Like many countries across the world, Poland can ill afford a second lockdown. If not for the positive results the country saw in foreign trade, the drop in Polish GDP would have been much more severe than 8.2 percent in the second quarter of 2020, according to the newest report of Statistics Poland.
There has never been such bad data released concerning consumption and investments.
In both cases, there was a 10.9 percent decrease in the second quarter. Only so-called net exports helped the GDP grow — not because Polish companies sold more to foreign markets, but because imports to Poland decreased more slowly than exports.
On the other hand, compared to other countries, the Polish economy is not doing so poorly. The country’s recession is fairly mild in comparison and consumption has begun to rebuild itself after the loosening of restrictions in May. Even decreases in investments are lower than expected due to the force of inertia to fulfill previously accepted projects.

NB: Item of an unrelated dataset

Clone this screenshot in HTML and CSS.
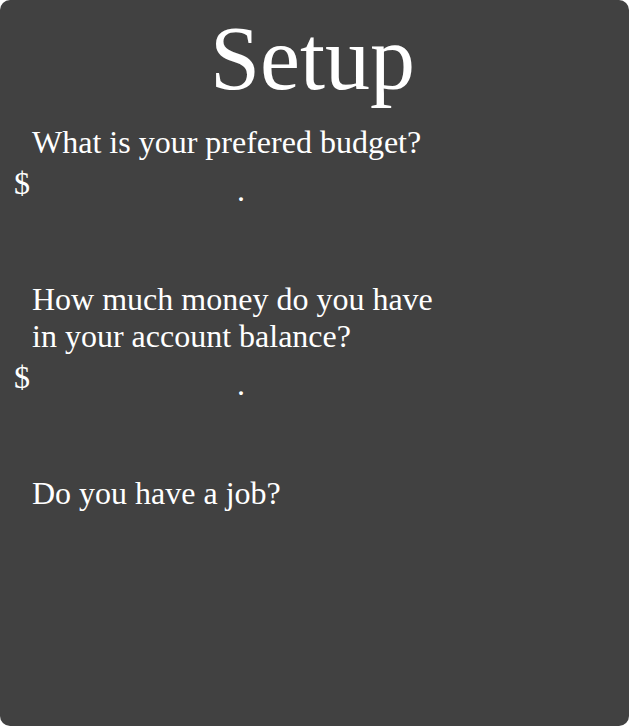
FILE: index.html
```html
<!DOCTYPE html>
<html lang="en">
<head>
<meta charset="utf-8">
<title>Setup</title>
<link rel="stylesheet" href="styles.css">
</head>
<body>
<main class="card">
  <h1 class="title">Setup</h1>
  <section class="question first">
    <label class="prompt" for="budget">What is your prefered budget?</label>
    <div class="amount">
      <span class="currency">$</span>
      <input class="whole" id="budget" type="text">
      <span class="sep">.</span>
      <input class="cents" type="text">
    </div>
  </section>
  <section class="question">
    <label class="prompt" for="balance">How much money do you have<br>in your account balance?</label>
    <div class="amount">
      <span class="currency">$</span>
      <input class="whole" id="balance" type="text">
      <span class="sep">.</span>
      <input class="cents" type="text">
    </div>
  </section>
  <section class="question">
    <p class="prompt">Do you have a job?</p>
  </section>
</main>
</body>
</html>
```

FILE: styles.css
```css
html, body {
  margin: 0;
  padding: 0;
  background: #ffffff;
}

.card {
  box-sizing: border-box;
  width: 629px;
  height: 726px;
  background: #414141;
  border-radius: 10px;
  padding: 9px 0 0 14px;
  color: #ffffff;
  font-family: "Liberation Serif", "Times New Roman", serif;
  font-size: 32px;
  line-height: 37px;
  overflow: hidden;
}

.title {
  margin: 0 0 0 -14px;
  padding-right: 4px;
  font-size: 90px;
  line-height: 100px;
  font-weight: normal;
  text-align: center;
}

.question {
  margin-top: 79px;
}

.question.first {
  margin-top: 15px;
}

.prompt {
  display: block;
  margin: 0;
  padding-left: 18px;
}

.amount {
  display: flex;
  align-items: flex-start;
  height: 37px;
  margin-top: 4px;
}

.currency {
  width: 16px;
}

.whole {
  width: 207px;
}

.cents {
  width: 120px;
}

.whole, .cents {
  box-sizing: border-box;
  height: 37px;
  padding: 0;
  margin: 0;
  border: none;
  outline: none;
  background: transparent;
  color: #ffffff;
  font: inherit;
}

.sep {
  margin-top: 7px;
  line-height: 37px;
}
```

The chief economist of Bank Millenium, Grzegorz Maliszewski, explained that one of the main reasons for these positive aspects was the large scale of the government’s stimulus packages and the structure of the Polish economy, in which the most affected industries do not play a leading role.
The government packages helped maintain demand due to the fact that unemployment growth was minimal, as the billions of Polish złotys pumped into companies helped avoid mass layoffs of workers.
“This had a positive impact on moods in households. Of course, the mood became worse but was not so bad that people were discouraged from shopping. It was the fulfillment of delayed supply which began to increase consumption,” Maliszewski said.
The other factor, the structure of Poland’s economy, was also beneficial to the country.
Tourism was one of the sectors most hit by the pandemic. It suffered a 78.4 percent decrease compared to 2019. This explains why countries that relied on their tourism sector are suffering much more than the Poland.
A similar issue occurred in the automotive industry and economies which relied on it. Even in Poland, the production of cars dropped from 30,000 to 40,000in a normal month to just 400 in April 2020.
Experts agree on one conclusion, in particular, given the data for the second quarter, which is that there will not be another mass lockdown. The belief that there will not be a lockdown is not due to optimistic scenarios concerning the pandemic’s development either.
Simply put, Poland cannot afford another lockdown – local restrictions are more likely, which the government is already implementing through establishing yellow and red zones where infections are highest.